Les langues autochtones doivent être mieux protégées dans le Grand Nord canadien, selon un rapport
Le rapport du Comité permanent des opérations gouvernementales portant sur la révision de la Loi sur les langues officielles des Territoires du Nord-Ouest est catégorique. La loi doit avoir plus de mordant pour protéger davantage les langues officielles autochtones.
Le comité, dans son rapport déposé récemment à l’Assemblée législative, fait un triste constat : les langues autochtones aux T.N.-O. ne génèrent pas assez de nouveaux locuteurs pour maintenir leur vitalité.
Selon l’UNESCO, citée dans le rapport, les neuf langues officielles autochtones du territoire sont menacées. En 2019, il n’y avait que 560 personnes pouvant s’exprimer en Inuvialuktun et 290 en Gwich’in.
Les membres du comité permanent ont donc déposé 13 recommandations, la majorité proposant des mesures pour assurer la transmission des langues autochtones.
Ces recommandations reflètent ce que le comité a entendu sur le terrain lors de consultations publiques entre juin 2021 et octobre 2022. Un total de 74 personnes de partout aux T.N.-O. ont participé aux rencontres.
Miser sur l’éducation
Malgré ce portrait sombre, le comité est d’avis que le potentiel de revitalisation des communautés linguistiques des T.N.-O. est grand.
Pour ce faire, le comité recommande au gouvernement territorial de mettre de côté les concepts de « demande importante » et de « vocation du bureau ». Selon ces concepts, les membres du public ne peuvent utiliser leur langue pour interagir avec le gouvernement seulement s’il y a une demande importante pour cette langue dans une communauté donnée, et si la vocation du service gouvernemental le permet.
Selon le comité, ces concepts sont flous, et tous les locuteurs d’une langue minoritaire devraient avoir le droit d’utiliser leur langue partout aux T.N.-O. et auprès de tous les bureaux du gouvernement.
Le comité estime aussi que la revitalisation des langues doit passer par le système d’éducation. Il recommande au ministère de l’Éducation, de la Culture et de la Formation de créer des programmes d’immersion de la prématernelle à la 12e année pour les neuf langues officielles autochtones.
« Il faut commencer par établir ce droit [à l’éducation en langue autochtone] et ensuite voir comment on va atteindre ce but », a mentionné Rylund Johnson lors d’une entrevue sur les ondes de l’émission de radio Trailbreaker de CBC.
Le comité recommande également que le gouvernement territorial donne accès à des cours gratuits de langue à tous les fonctionnaires autochtones qui souhaitent se réapproprier leur langue.
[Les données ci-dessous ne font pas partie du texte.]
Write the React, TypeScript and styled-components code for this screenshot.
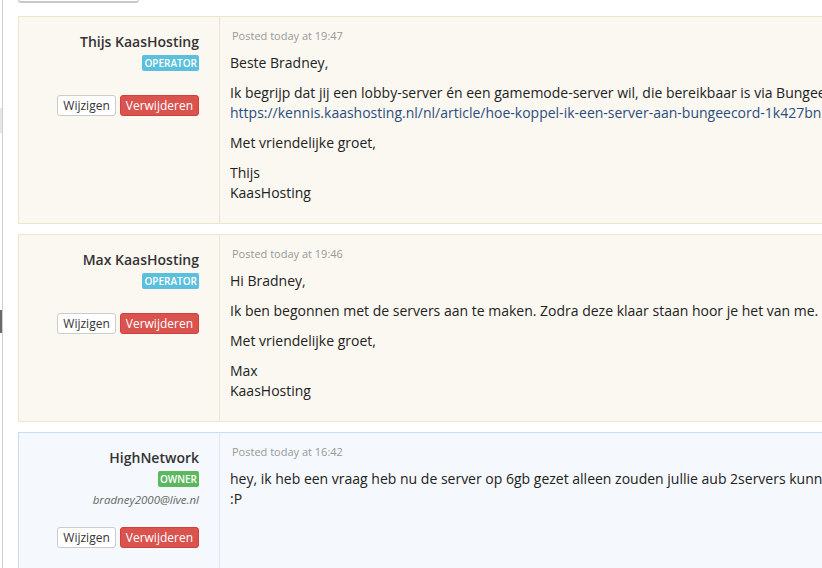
import { createGlobalStyle, styled } from 'styled-components';

const GlobalStyle = createGlobalStyle`
  html, body {
    margin: 0;
    padding: 0;
    background: #fff;
    overflow: hidden;
  }
  body {
    font-family: "Open Sans", "Liberation Sans", sans-serif;
    font-size: 14px;
    color: #333;
  }
  * { box-sizing: border-box; }
`;

type Line = { text: string; link?: boolean };

type Reply = {
  name: string;
  role: 'operator' | 'owner';
  email?: string;
  posted: string;
  paragraphs: Line[][];
};

const replies: Reply[] = [
  {
    name: 'Thijs KaasHosting',
    role: 'operator',
    posted: 'Posted today at 19:47',
    paragraphs: [
      [{ text: 'Beste Bradney,' }],
      [
        {
          text: 'Ik begrijp dat jij een lobby-server én een gamemode-server wil, die bereikbaar is via BungeeCord. Hoe je dit doet lees je hier:',
        },
        {
          text: 'https://kennis.kaashosting.nl/nl/article/hoe-koppel-ik-een-server-aan-bungeecord-1k427bnl/',
          link: true,
        },
      ],
      [{ text: 'Met vriendelijke groet,' }],
      [{ text: 'Thijs' }, { text: 'KaasHosting' }],
    ],
  },
  {
    name: 'Max KaasHosting',
    role: 'operator',
    posted: 'Posted today at 19:46',
    paragraphs: [
      [{ text: 'Hi Bradney,' }],
      [{ text: 'Ik ben begonnen met de servers aan te maken. Zodra deze klaar staan hoor je het van me.' }],
      [{ text: 'Met vriendelijke groet,' }],
      [{ text: 'Max' }, { text: 'KaasHosting' }],
    ],
  },
  {
    name: 'HighNetwork',
    role: 'owner',
    email: 'bradney2000@live.nl',
    posted: 'Posted today at 16:42',
    paragraphs: [
      [
        {
          text: 'hey, ik heb een vraag heb nu de server op 6gb gezet alleen zouden jullie aub 2servers kunnen maken 1 lobby en 1 gamemode',
        },
        { text: ':P' },
      ],
    ],
  },
];

export default function App() {
  return (
    <>
      <GlobalStyle />
      <Page>
        <Sidebar>
          <SideItem $h={108} />
          <SideItem $h={25} $tone="light" />
          <SideItem $h={177} />
          <SideItem $h={23} $tone="dark" />
        </Sidebar>
        <Main>
          <TopButton />
          {replies.map((r) => (
            <Card key={r.posted} $owner={r.role === 'owner'}>
              <Author $owner={r.role === 'owner'}>
                <Name>{r.name}</Name>
                <Badge $role={r.role}>{r.role === 'owner' ? 'Owner' : 'Operator'}</Badge>
                {r.email && <Email>{r.email}</Email>}
                <Actions>
                  <Button>Wijzigen</Button>
                  <Button $danger>Verwijderen</Button>
                </Actions>
              </Author>
              <Body>
                <Posted>{r.posted}</Posted>
                {r.paragraphs.map((lines, i) => (
                  <Para key={i}>
                    {lines.map((line, j) => (
                      <TextLine key={j}>
                        {line.link ? <Link href="#">{line.text}</Link> : line.text}
                      </TextLine>
                    ))}
                  </Para>
                ))}
              </Body>
            </Card>
          ))}
        </Main>
      </Page>
    </>
  );
}

const Page = styled.div`
  display: flex;
  height: 568px;
  overflow: hidden;
`;

const Sidebar = styled.div`
  width: 3px;
  flex-shrink: 0;
  border-right: 1px solid #cfcfcf;
  display: flex;
  flex-direction: column;
`;

const SideItem = styled.div<{ $h: number; $tone?: 'light' | 'dark' }>`
  height: ${(p) => p.$h}px;
  background: ${(p) => (p.$tone === 'light' ? '#e6e6e6' : p.$tone === 'dark' ? '#6a6a6a' : 'transparent')};
`;

const Main = styled.div`
  flex: 1;
  padding-left: 15px;
  overflow: hidden;
`;

const TopButton = styled.div`
  width: 121px;
  height: 3px;
  margin-bottom: 13px;
  border: 1px solid #ccc;
  border-top: 0;
  border-bottom: 2px solid #c8c8c8;
  border-radius: 0 0 3px 3px;
`;

const Card = styled.div<{ $owner?: boolean }>`
  display: flex;
  width: 1100px;
  margin-bottom: 10px;
  border: 1px solid ${(p) => (p.$owner ? '#c9dcf0' : '#efe5cc')};
  background: ${(p) => (p.$owner ? '#f5f8fc' : '#fbf8f1')};
`;

const Author = styled.div<{ $owner?: boolean }>`
  width: 201px;
  flex-shrink: 0;
  padding: 15px 20px 30px 0;
  display: flex;
  flex-direction: column;
  align-items: flex-end;
  text-align: right;
  border-right: 1px solid ${(p) => (p.$owner ? '#dfe6ee' : '#ece4d2')};
`;

const Name = styled.div`
  font-size: 14px;
  line-height: 20px;
  font-weight: 600;
  color: #333;
  margin-bottom: 3px;
`;

const Badge = styled.span<{ $role: 'operator' | 'owner' }>`
  display: block;
  height: 16px;
  padding: 0 2px;
  font-size: 10px;
  line-height: 16px;
  font-weight: 600;
  text-transform: uppercase;
  color: #fff;
  border-radius: 2px;
  background: ${(p) => (p.$role === 'owner' ? '#5cb85c' : '#5bc0de')};
`;

const Email = styled.div`
  margin-top: 5px;
  font-size: 11.5px;
  line-height: 16px;
  font-style: italic;
  color: #666;
`;

const Actions = styled.div`
  margin-top: 24px;
  display: flex;
  justify-content: flex-end;
  gap: 4px;
  ${Email} + & {
    margin-top: 19px;
  }
`;

const Button = styled.button<{ $danger?: boolean }>`
  height: 21px;
  padding: 0 5px;
  font-family: "Open Sans", "Liberation Sans", sans-serif;
  font-size: 12px;
  line-height: 19px;
  border-radius: 3px;
  cursor: pointer;
  color: ${(p) => (p.$danger ? '#fff' : '#333')};
  background: ${(p) => (p.$danger ? '#d9534f' : '#fff')};
  border: 1px solid ${(p) => (p.$danger ? '#d43f3a' : '#ccc')};
`;

const Body = styled.div`
  flex: 1;
  padding: 10px;
  overflow: hidden;
`;

const Posted = styled.div`
  font-size: 11px;
  line-height: 17px;
  color: #999;
  margin: 0 0 9px 2px;
`;

const Para = styled.div`
  margin-bottom: 10px;
  font-size: 14px;
  line-height: 20px;
  color: #222;
`;

const TextLine = styled.div`
  white-space: nowrap;
`;

const Link = styled.a`
  color: #2b4d7e;
  text-decoration: none;
`;
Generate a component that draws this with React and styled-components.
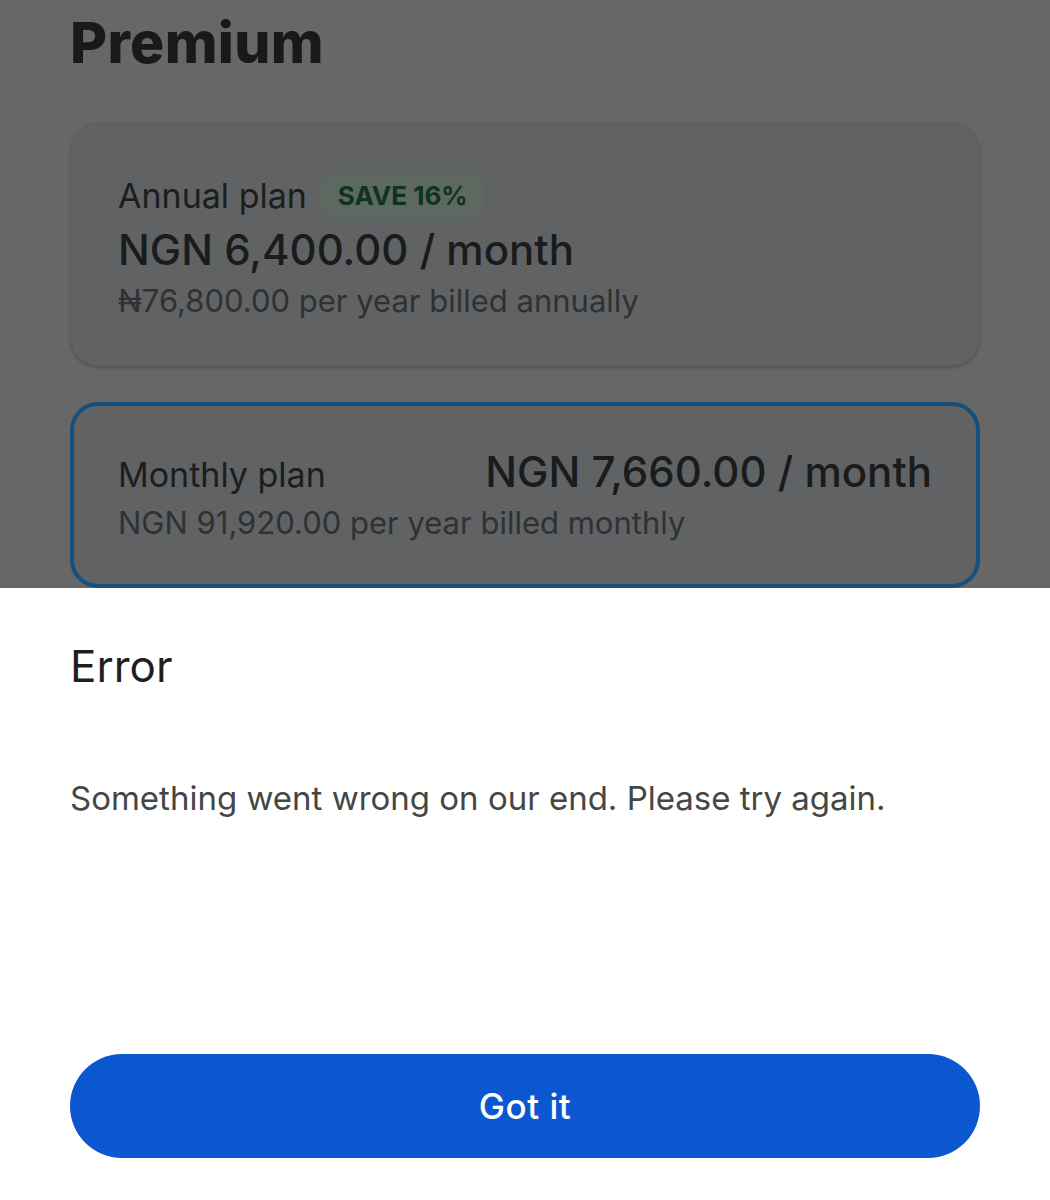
import React from "react";
import styled, { createGlobalStyle } from "styled-components";

const Global = createGlobalStyle`
  html, body { margin: 0; padding: 0; background: #676767; }
  body { font-family: Inter, Roboto, sans-serif; }
  * { box-sizing: border-box; }
`;

const Screen = styled.div`
  width: 1050px;
  height: 1200px;
  display: flex;
  flex-direction: column;
  overflow: hidden;
`;

const Backdrop = styled.div`
  height: 588px;
  flex: none;
  overflow: hidden;
  background: #676767;
  padding: 0 70px;
  display: flex;
  flex-direction: column;
`;

const Title = styled.h1`
  margin: 0;
  padding-top: 8px;
  font-family: Inter, Roboto, sans-serif;
  font-weight: 800;
  font-size: 57px;
  line-height: 70px;
  color: #18191a;
  letter-spacing: 0.3px;
`;

const PlanCard = styled.div`
  margin-top: ${(p) => p.$mt}px;
  border-radius: 28px;
  background: #606263;
  border: ${(p) => (p.$selected ? "4px solid #17507c" : "1px solid #5a5c5d")};
  box-shadow: ${(p) => (p.$selected ? "none" : "0 2px 3px rgba(0,0,0,0.18)")};
  padding: ${(p) => p.$pad};
  display: flex;
  flex-direction: column;
  flex: none;
`;

const Row = styled.div`
  display: flex;
  align-items: ${(p) => p.$align || "center"};
  justify-content: ${(p) => p.$justify || "flex-start"};
  gap: 15px;
`;

const PlanName = styled.span`
  font-size: 34px;
  line-height: 44px;
  color: #1c1d1e;
`;

const Badge = styled.span`
  background: #5d6860;
  color: #0f3320;
  font-weight: 700;
  font-size: 26px;
  line-height: 48px;
  padding: 0 16px;
  border-radius: 16px;
`;

const Price = styled.div`
  font-size: 42px;
  line-height: 59px;
  color: #1a1b1c;
  font-weight: 500;
`;

const Sub = styled.div`
  font-size: 31px;
  line-height: 43px;
  color: #2f3133;
`;

const Sheet = styled.div`
  flex: 1;
  background: #ffffff;
  padding: 50px 70px 0 70px;
  display: flex;
  flex-direction: column;
`;

const SheetTitle = styled.h2`
  margin: 0;
  font-weight: 400;
  font-size: 44px;
  line-height: 56px;
  color: #1f1f1f;
`;

const SheetBody = styled.p`
  margin: 82px 0 0 0;
  font-size: 33px;
  line-height: 44px;
  color: #444746;
`;

const PrimaryButton = styled.button`
  margin-top: 234px;
  width: 100%;
  height: 104px;
  flex: none;
  border: none;
  border-radius: 52px;
  background: #0b57d0;
  color: #ffffff;
  font-family: Inter, Roboto, sans-serif;
  font-size: 35px;
  font-weight: 500;
  letter-spacing: 0.5px;
  cursor: pointer;
`;

export default function App() {
  return (
    <>
      <Global />
      <Screen>
        <Backdrop>
          <Title>Premium</Title>
          <PlanCard $mt={45} $pad="48px 47px 43px 47px">
            <Row>
              <PlanName>Annual plan</PlanName>
              <Badge>SAVE 16%</Badge>
            </Row>
            <Price>NGN 6,400.00 / month</Price>
            <Sub>₦76,800.00 per year billed annually</Sub>
          </PlanCard>
          <PlanCard $selected $mt={36} $pad="36px 44px 40px 44px">
            <Row $justify="space-between" $align="baseline">
              <PlanName>Monthly plan</PlanName>
              <Price>NGN 7,660.00 / month</Price>
            </Row>
            <Sub>NGN 91,920.00 per year billed monthly</Sub>
          </PlanCard>
        </Backdrop>
        <Sheet>
          <SheetTitle>Error</SheetTitle>
          <SheetBody>Something went wrong on our end. Please try again.</SheetBody>
          <PrimaryButton>Got it</PrimaryButton>
        </Sheet>
      </Screen>
    </>
  );
}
Aucune mention du français
Le rapport recommande que le financement des mesures de revitalisation des langues autochtones soit révisé à la hausse pour atteindre celui accordé à la langue française au territoire.
C’est la seule mention du français dans le rapport. Mais pour la Fédération franco-ténoise (FFT), certaines des recommandations pourraient avoir un effet bénéfique pour les francophones, comme celle sur l’élimination du concept de « demande importante ».
« Ça voudrait dire qu’un francophone de Fort Simpson ou de n’importe où aux T.N.-O. pourrait demander des services en français à l’extérieur des quatre communautés [de demande importante pour les francophones, soit Inuvik, Yellowknife, Hay River et Fort Smith] », dit sa présidente Audrey Fournier.
La FFT accueille ce rapport de façon positive, mais dit rester vigilant « pour rester présent sur la scène et pour ne pas qu’on nous oublie. » Audrey Fournier dit également que si les gains des francophones peuvent servir à améliorer la situation pour les langues autochtones, ce serait une victoire en soi.
Le gouvernement territorial a maintenant 120 jours pour répondre aux recommandations.
Le comité espère que certaines des mesures proposées seront mises en place rapidement, avant la fin de la 19e législature. Les élections territoriales sont prévues cet automne.